Sometimes it’s easier to hide.
Sadness lurks as we think about two little boys who will grow up without the arms of their mommy wrapped around them. Sadness still looms for two little girls who lost their daddy and will remember him through their mommy’s poignant words. Sadness is making my heart heavy and my sleep meager. Sadness’ veil has enshrouded me, and I am having a difficult time finding joy. Sadness is a weight that compromises my posture and wrecks my outlook, not to mention my complexion. Sadness is making me forget to choose happiness.
The reality is that I have an abundance of joy. I have health and happiness and a home. I feel guilty about it sometimes, which leads me swirling down that rabbit hole. I have much to value and welcome but jarring reminders that jolt me into realizing what I do indeed take for granted.
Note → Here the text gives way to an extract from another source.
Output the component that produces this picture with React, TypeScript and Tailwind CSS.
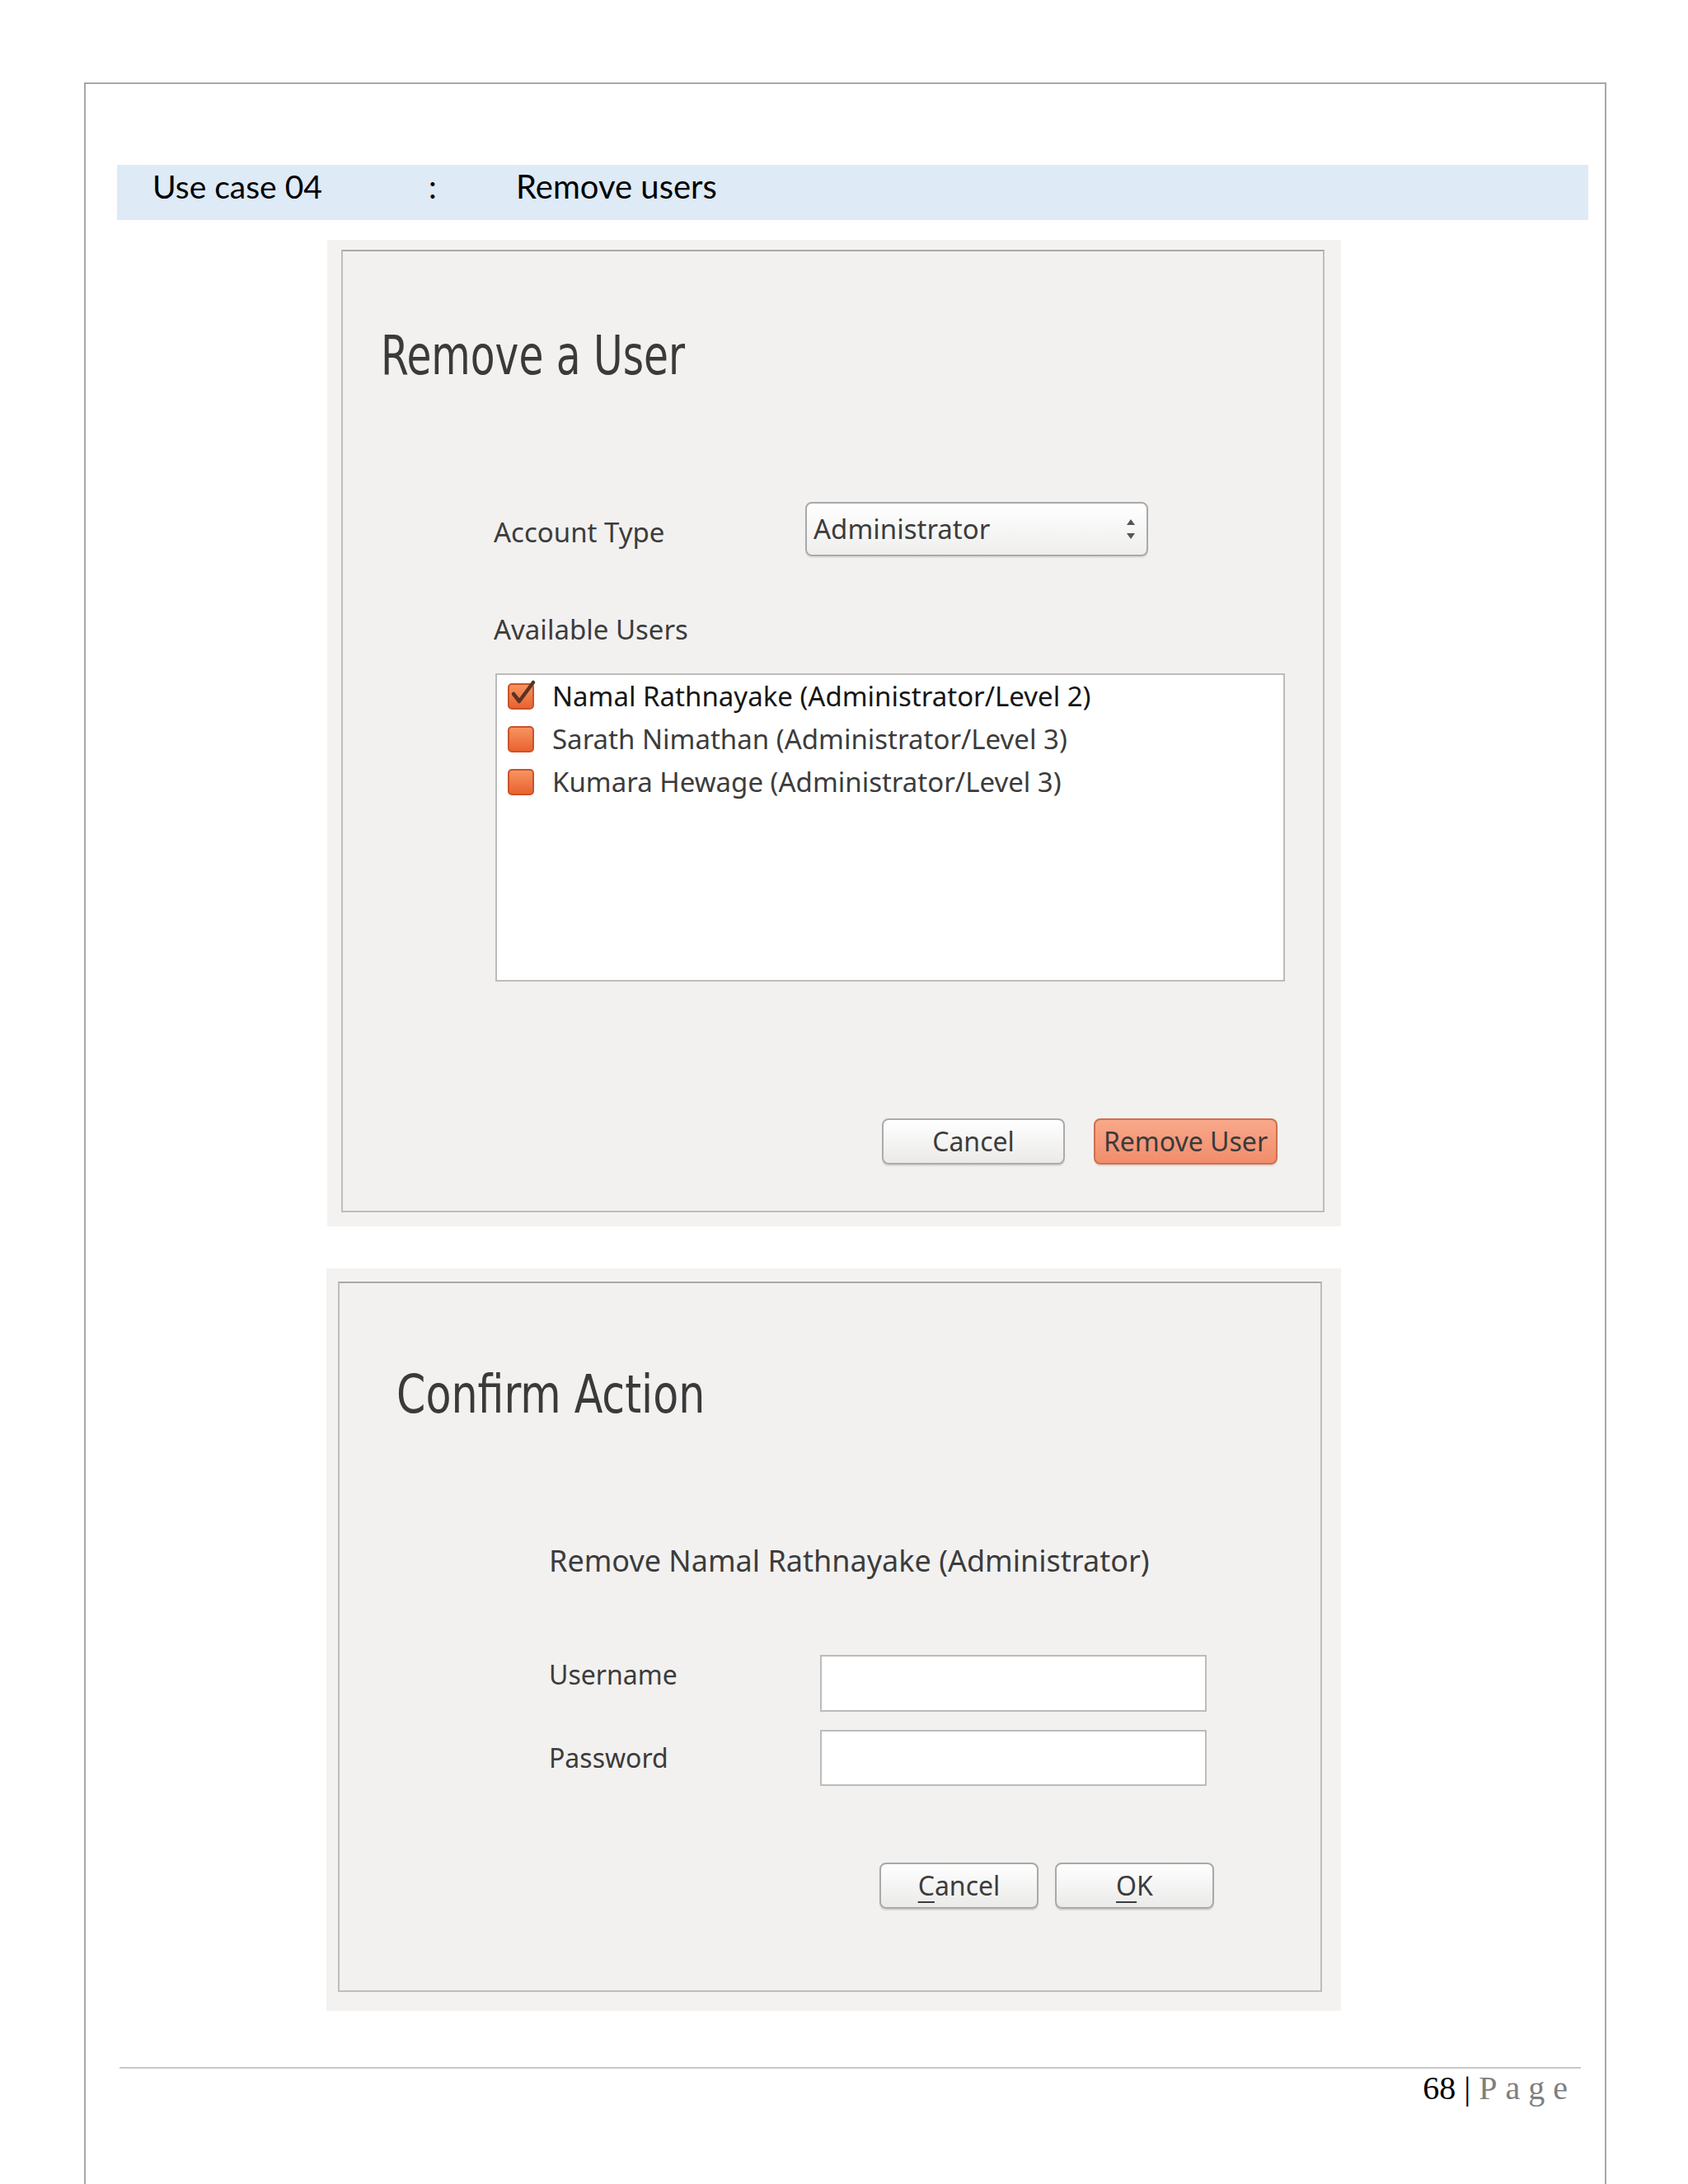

It’s difficult to admit the small stuff turns me into Mommy Dearest. But I’d be lying if I didn’t tell you that. I yell and lose my patience and whine about crap. I get lost in the heated battle of parenting sometimes and forget to take note of what a treasure I have. I am trying really hard to be more mindful of that. I do need reminders, and I can’t beat myself up for getting lost in life’s tangles. Being a mother might equate to being a super hero, but I’m still human. I can’t be my own worst critic when I need to be my own champion. I can’t let sadness take away my joy.
I won’t.
Today, I leisurely walked my sweet Lark on a 70 degree day in late January. The fog gave way to sun, and the smell of spring was teasing my senses. Mother Nature has uncanny timing. Today I wove my sadness into a tight little tuft to tuck away and let simple joy filter into my soul. I walked a little straighter and felt present as the sun beamed onto my bare arms. I pet my pup, and he exhaled a contented sigh, looking up at me with those Hersheys Kiss eyes.
Today I found joy hiding in unexpected places.
Today I stopped to breathe.
Today I count my many blessings and hunger to hold them close.
jglechner says
We all get to that place sometimes. When I’m in bed and thoughts are spiraling, I try to remind myself of the song from White Christmas with the line…’when you’re worried and you can’t sleep, just count your blessings instead of sheep, and you’ll fall asleep counting your blessings.’ My mother used to remind me of that when I was stressing in college and it still comforts me.